Now in the midst of its ongoing second reunion, Television came to the
9:30 club Monday to demonstrate what it had lacked a decade ago: the
insouciance of its early days. Though the band performed material from all
three of its studio albums, the emphasis was on its first and most
consistent one, "Marquee Moon." Songs such as "See No Evil" and "Prove It"
were supplemented by new tunes and some of the group's older songs.
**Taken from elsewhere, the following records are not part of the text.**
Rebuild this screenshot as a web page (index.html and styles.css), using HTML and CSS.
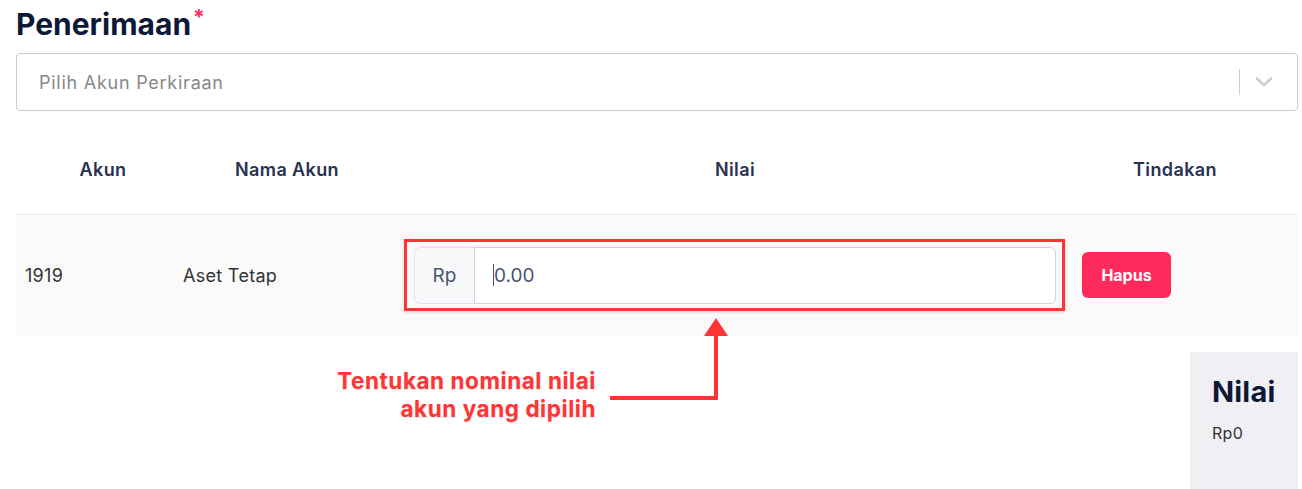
FILE: index.html
```html
<!DOCTYPE html>
<html>
<head>
<meta charset="utf-8">
<link rel="stylesheet" href="styles.css">
</head>
<body>
<div class="page">
  <h1 class="title">Penerimaan<span class="req">*</span></h1>
  <div class="select">
    <span class="placeholder">Pilih Akun Perkiraan</span>
    <div class="indicators">
      <span class="sep"></span>
      <svg class="chev" width="20" height="20" viewBox="0 0 20 20"><path d="M3 6.5 L10 13 L17 6.5" fill="none" stroke="#cccccc" stroke-width="2.6" stroke-linecap="round" stroke-linejoin="round"/></svg>
    </div>
  </div>
  <div class="table">
    <div class="thead">
      <div class="th h1">Akun</div>
      <div class="th h2">Nama Akun</div>
      <div class="th h3">Nilai</div>
      <div class="th h4">Tindakan</div>
    </div>
    <div class="trow">
      <div class="td c1">1919</div>
      <div class="td c2">Aset Tetap</div>
      <div class="td c3">
        <div class="igroup">
          <span class="addon">Rp</span>
          <div class="input"><span class="caret"></span>0.00</div>
          <div class="highlight"></div>
        </div>
      </div>
      <div class="td c4"><button class="btn-del">Hapus</button></div>
    </div>
  </div>
  <div class="summary-wrap">
    <div class="summary">
      <div class="sum-title">Nilai</div>
      <div class="sum-val">Rp0</div>
    </div>
  </div>
  <div class="note">Tentukan nominal nilai<br>akun yang dipilih</div>
  <svg class="arrow" width="140" height="100" viewBox="600 310 140 100">
    <path d="M610 398 L716 398 L716 333" fill="none" stroke="#ff3535" stroke-width="4"/>
    <polygon points="704,336 728,336 716,318" fill="#ff3535"/>
  </svg>
</div>
</body>
</html>
```

FILE: styles.css
```css
* { box-sizing: border-box; }
html, body { margin: 0; padding: 0; background: #ffffff; }
body { font-family: Inter, "Noto Sans", sans-serif; color: #333; }
.page { position: relative; width: 1302px; height: 489px; overflow: hidden; padding: 6px 4px 0 16px; }
.title { margin: 0; font-size: 30px; line-height: 36px; font-weight: 700; color: #0d1836; letter-spacing: 0; }
.req { color: #ff2d5c; font-size: 21px; font-weight: 700; vertical-align: top; position: relative; top: -6px; margin-left: 2px; }
.select { margin-top: 11px; height: 58px; border: 1px solid #cccccc; border-radius: 4px; display: flex; align-items: center; justify-content: space-between; padding-left: 22px; }
.placeholder { font-size: 18px; letter-spacing: 0.75px; color: #888888; }
.indicators { display: flex; align-items: center; height: 100%; }
.sep { width: 1px; height: 26px; background: #cccccc; }
.chev { margin: 0 23px 0 14px; }
.table { margin-top: 12px; }
.thead, .trow { display: grid; grid-template-columns: 158px 226px 660px 1fr; }
.thead { height: 92px; border-bottom: 1px solid #eeeeee; align-items: center; }
.th { text-align: center; font-size: 18px; letter-spacing: 0.4px; font-weight: 600; color: #283250; padding-top: 2px; }
.h1 { padding-left: 16px; }
.h3 { padding-left: 10px; }
.h4 { padding-right: 8px; }
.trow { height: 120px; background: #fafafa; align-items: center; }
.td { font-size: 18px; letter-spacing: 0.3px; color: #333; }
.c1 { padding-left: 9px; }
.c2 { padding-left: 9px; }
.c3 { padding-left: 14px; padding-right: 4px; }
.c4 { padding-left: 22px; }
.igroup { position: relative; display: flex; height: 57px; }
.addon { width: 60px; display: flex; align-items: center; justify-content: center; background: #f7f8fa; border: 1px solid #dfe2ea; border-right: none; border-radius: 6px 0 0 6px; font-size: 19px; letter-spacing: 0; color: #4a5570; }
.input { flex: 1; display: flex; align-items: center; background: #ffffff; border: 1px solid #cdd3e0; border-radius: 0 6px 6px 0; padding-left: 18px; font-size: 19px; letter-spacing: 0; color: #4a5570; }
.caret { display: inline-block; width: 1px; height: 22px; background: #4a5570; }
.highlight { position: absolute; left: -10px; right: -9px; top: -8px; bottom: -7px; border: 3px solid #ff3535; box-shadow: 0 1px 3px rgba(0,0,0,0.2); pointer-events: none; }
.btn-del { width: 89px; height: 46px; border: none; border-radius: 6px; background: #ff2a5c; color: #ffffff; font-family: Inter, sans-serif; font-size: 16px; font-weight: 700; }
.summary-wrap { display: flex; justify-content: flex-end; margin-top: 17px; }
.summary { width: 108px; height: 140px; background: #f0f0f4; padding: 22px 0 0 22px; }
.sum-title { font-size: 29px; line-height: 35px; font-weight: 700; color: #0d1836; letter-spacing: 0.2px; }
.sum-val { font-size: 16px; letter-spacing: 0.3px; color: #333; margin-top: 14px; }
.note { position: absolute; left: 280px; top: 367px; width: 316px; text-align: right; font-size: 22.5px; line-height: 28px; letter-spacing: 0.55px; font-weight: 700; color: #ff3535; text-shadow: 0 1px 2px rgba(0,0,0,0.15); }
.arrow { position: absolute; left: 600px; top: 310px; }
```
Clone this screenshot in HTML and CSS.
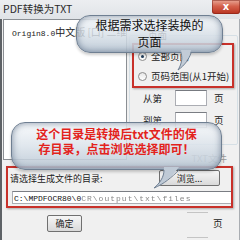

Singer-guitarist Tom Verlaine led the band into the past for "Little
Johnny Jewel," which Television dropped from its sets soon after it was
released as its first single; it also performed a tempo-shifting version
of the Count Five's "Psychotic Reaction," another staple of the band's
embryonic phase.

The set's looseness allowed for some doldrums, notably during the spacey
intro and a meandering spoken-word piece. But the group was precise when
it wanted to be, with Verlaine and fellow guitarist Richard Lloyd tightly
interlocking their trademark cascading riffs.

The peaks of the nearly two-hour set were thrilling, yet perhaps the
music's most remarkable attribute was its playfulness. With the musicians
now in their fifties, Television has become a punk band again.